- _Data excerpt_:
>> BEGIN
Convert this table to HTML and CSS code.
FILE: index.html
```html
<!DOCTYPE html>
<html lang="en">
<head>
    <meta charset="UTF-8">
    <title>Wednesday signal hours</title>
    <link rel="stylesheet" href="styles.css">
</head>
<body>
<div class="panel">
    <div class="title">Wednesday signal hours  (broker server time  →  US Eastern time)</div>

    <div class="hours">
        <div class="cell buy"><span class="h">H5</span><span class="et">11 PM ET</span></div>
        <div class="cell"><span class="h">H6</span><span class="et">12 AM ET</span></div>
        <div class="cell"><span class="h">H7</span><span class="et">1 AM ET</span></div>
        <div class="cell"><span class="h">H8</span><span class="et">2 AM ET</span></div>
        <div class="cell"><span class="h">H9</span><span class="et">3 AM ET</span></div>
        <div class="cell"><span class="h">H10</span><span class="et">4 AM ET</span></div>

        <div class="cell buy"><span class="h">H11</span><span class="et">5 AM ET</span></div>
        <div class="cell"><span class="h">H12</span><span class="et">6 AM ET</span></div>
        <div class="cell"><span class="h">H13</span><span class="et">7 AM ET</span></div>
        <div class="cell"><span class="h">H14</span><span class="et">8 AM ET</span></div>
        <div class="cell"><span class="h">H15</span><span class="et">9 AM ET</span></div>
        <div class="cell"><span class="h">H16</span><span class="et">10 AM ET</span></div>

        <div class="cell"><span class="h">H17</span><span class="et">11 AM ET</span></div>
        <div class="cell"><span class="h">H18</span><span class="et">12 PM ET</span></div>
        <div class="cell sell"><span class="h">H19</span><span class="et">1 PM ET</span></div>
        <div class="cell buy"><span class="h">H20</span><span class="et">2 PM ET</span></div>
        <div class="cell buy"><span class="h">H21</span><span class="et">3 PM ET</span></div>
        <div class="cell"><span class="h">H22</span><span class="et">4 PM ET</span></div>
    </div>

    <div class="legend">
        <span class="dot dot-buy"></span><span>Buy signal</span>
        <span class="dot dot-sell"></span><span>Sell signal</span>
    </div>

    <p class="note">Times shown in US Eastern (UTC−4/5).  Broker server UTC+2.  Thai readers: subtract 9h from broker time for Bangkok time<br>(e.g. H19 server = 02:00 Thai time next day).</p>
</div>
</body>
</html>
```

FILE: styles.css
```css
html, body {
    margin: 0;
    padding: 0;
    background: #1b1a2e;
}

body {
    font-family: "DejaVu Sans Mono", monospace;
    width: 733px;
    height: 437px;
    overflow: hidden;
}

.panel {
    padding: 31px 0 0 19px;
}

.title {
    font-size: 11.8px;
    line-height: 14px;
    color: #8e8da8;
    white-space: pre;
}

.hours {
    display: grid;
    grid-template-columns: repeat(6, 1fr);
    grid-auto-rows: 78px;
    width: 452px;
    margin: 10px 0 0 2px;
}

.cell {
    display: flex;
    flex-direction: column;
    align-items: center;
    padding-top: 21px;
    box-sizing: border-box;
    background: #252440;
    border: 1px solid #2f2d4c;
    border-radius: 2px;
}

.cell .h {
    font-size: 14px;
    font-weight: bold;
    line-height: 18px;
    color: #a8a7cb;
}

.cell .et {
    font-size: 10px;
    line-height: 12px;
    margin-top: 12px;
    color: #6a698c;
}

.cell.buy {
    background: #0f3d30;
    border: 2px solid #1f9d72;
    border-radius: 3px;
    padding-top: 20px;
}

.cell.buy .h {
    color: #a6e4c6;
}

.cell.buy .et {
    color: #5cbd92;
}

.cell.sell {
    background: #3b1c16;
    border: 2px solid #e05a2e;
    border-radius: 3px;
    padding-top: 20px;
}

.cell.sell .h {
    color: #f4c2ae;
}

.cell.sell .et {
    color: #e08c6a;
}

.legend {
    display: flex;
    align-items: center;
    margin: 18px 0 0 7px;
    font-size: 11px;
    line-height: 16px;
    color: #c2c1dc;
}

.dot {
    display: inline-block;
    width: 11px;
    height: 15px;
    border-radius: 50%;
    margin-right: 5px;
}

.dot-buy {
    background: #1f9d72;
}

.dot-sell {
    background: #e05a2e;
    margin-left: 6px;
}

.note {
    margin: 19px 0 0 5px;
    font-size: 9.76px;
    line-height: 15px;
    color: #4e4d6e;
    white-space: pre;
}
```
>> END
- _The task_: Repeat the material word for word, in full.

- _Exercise solution_:
Convert this table to HTML and CSS code.
FILE: index.html
```html
<!DOCTYPE html>
<html lang="en">
<head>
    <meta charset="UTF-8">
    <title>Wednesday signal hours</title>
    <link rel="stylesheet" href="styles.css">
</head>
<body>
<div class="panel">
    <div class="title">Wednesday signal hours  (broker server time  →  US Eastern time)</div>

    <div class="hours">
        <div class="cell buy"><span class="h">H5</span><span class="et">11 PM ET</span></div>
        <div class="cell"><span class="h">H6</span><span class="et">12 AM ET</span></div>
        <div class="cell"><span class="h">H7</span><span class="et">1 AM ET</span></div>
        <div class="cell"><span class="h">H8</span><span class="et">2 AM ET</span></div>
        <div class="cell"><span class="h">H9</span><span class="et">3 AM ET</span></div>
        <div class="cell"><span class="h">H10</span><span class="et">4 AM ET</span></div>

        <div class="cell buy"><span class="h">H11</span><span class="et">5 AM ET</span></div>
        <div class="cell"><span class="h">H12</span><span class="et">6 AM ET</span></div>
        <div class="cell"><span class="h">H13</span><span class="et">7 AM ET</span></div>
        <div class="cell"><span class="h">H14</span><span class="et">8 AM ET</span></div>
        <div class="cell"><span class="h">H15</span><span class="et">9 AM ET</span></div>
        <div class="cell"><span class="h">H16</span><span class="et">10 AM ET</span></div>

        <div class="cell"><span class="h">H17</span><span class="et">11 AM ET</span></div>
        <div class="cell"><span class="h">H18</span><span class="et">12 PM ET</span></div>
        <div class="cell sell"><span class="h">H19</span><span class="et">1 PM ET</span></div>
        <div class="cell buy"><span class="h">H20</span><span class="et">2 PM ET</span></div>
        <div class="cell buy"><span class="h">H21</span><span class="et">3 PM ET</span></div>
        <div class="cell"><span class="h">H22</span><span class="et">4 PM ET</span></div>
    </div>

    <div class="legend">
        <span class="dot dot-buy"></span><span>Buy signal</span>
        <span class="dot dot-sell"></span><span>Sell signal</span>
    </div>

    <p class="note">Times shown in US Eastern (UTC−4/5).  Broker server UTC+2.  Thai readers: subtract 9h from broker time for Bangkok time<br>(e.g. H19 server = 02:00 Thai time next day).</p>
</div>
</body>
</html>
```

FILE: styles.css
```css
html, body {
    margin: 0;
    padding: 0;
    background: #1b1a2e;
}

body {
    font-family: "DejaVu Sans Mono", monospace;
    width: 733px;
    height: 437px;
    overflow: hidden;
}

.panel {
    padding: 31px 0 0 19px;
}

.title {
    font-size: 11.8px;
    line-height: 14px;
    color: #8e8da8;
    white-space: pre;
}

.hours {
    display: grid;
    grid-template-columns: repeat(6, 1fr);
    grid-auto-rows: 78px;
    width: 452px;
    margin: 10px 0 0 2px;
}

.cell {
    display: flex;
    flex-direction: column;
    align-items: center;
    padding-top: 21px;
    box-sizing: border-box;
    background: #252440;
    border: 1px solid #2f2d4c;
    border-radius: 2px;
}

.cell .h {
    font-size: 14px;
    font-weight: bold;
    line-height: 18px;
    color: #a8a7cb;
}

.cell .et {
    font-size: 10px;
    line-height: 12px;
    margin-top: 12px;
    color: #6a698c;
}

.cell.buy {
    background: #0f3d30;
    border: 2px solid #1f9d72;
    border-radius: 3px;
    padding-top: 20px;
}

.cell.buy .h {
    color: #a6e4c6;
}

.cell.buy .et {
    color: #5cbd92;
}

.cell.sell {
    background: #3b1c16;
    border: 2px solid #e05a2e;
    border-radius: 3px;
    padding-top: 20px;
}

.cell.sell .h {
    color: #f4c2ae;
}

.cell.sell .et {
    color: #e08c6a;
}

.legend {
    display: flex;
    align-items: center;
    margin: 18px 0 0 7px;
    font-size: 11px;
    line-height: 16px;
    color: #c2c1dc;
}

.dot {
    display: inline-block;
    width: 11px;
    height: 15px;
    border-radius: 50%;
    margin-right: 5px;
}

.dot-buy {
    background: #1f9d72;
}

.dot-sell {
    background: #e05a2e;
    margin-left: 6px;
}

.note {
    margin: 19px 0 0 5px;
    font-size: 9.76px;
    line-height: 15px;
    color: #4e4d6e;
    white-space: pre;
}
```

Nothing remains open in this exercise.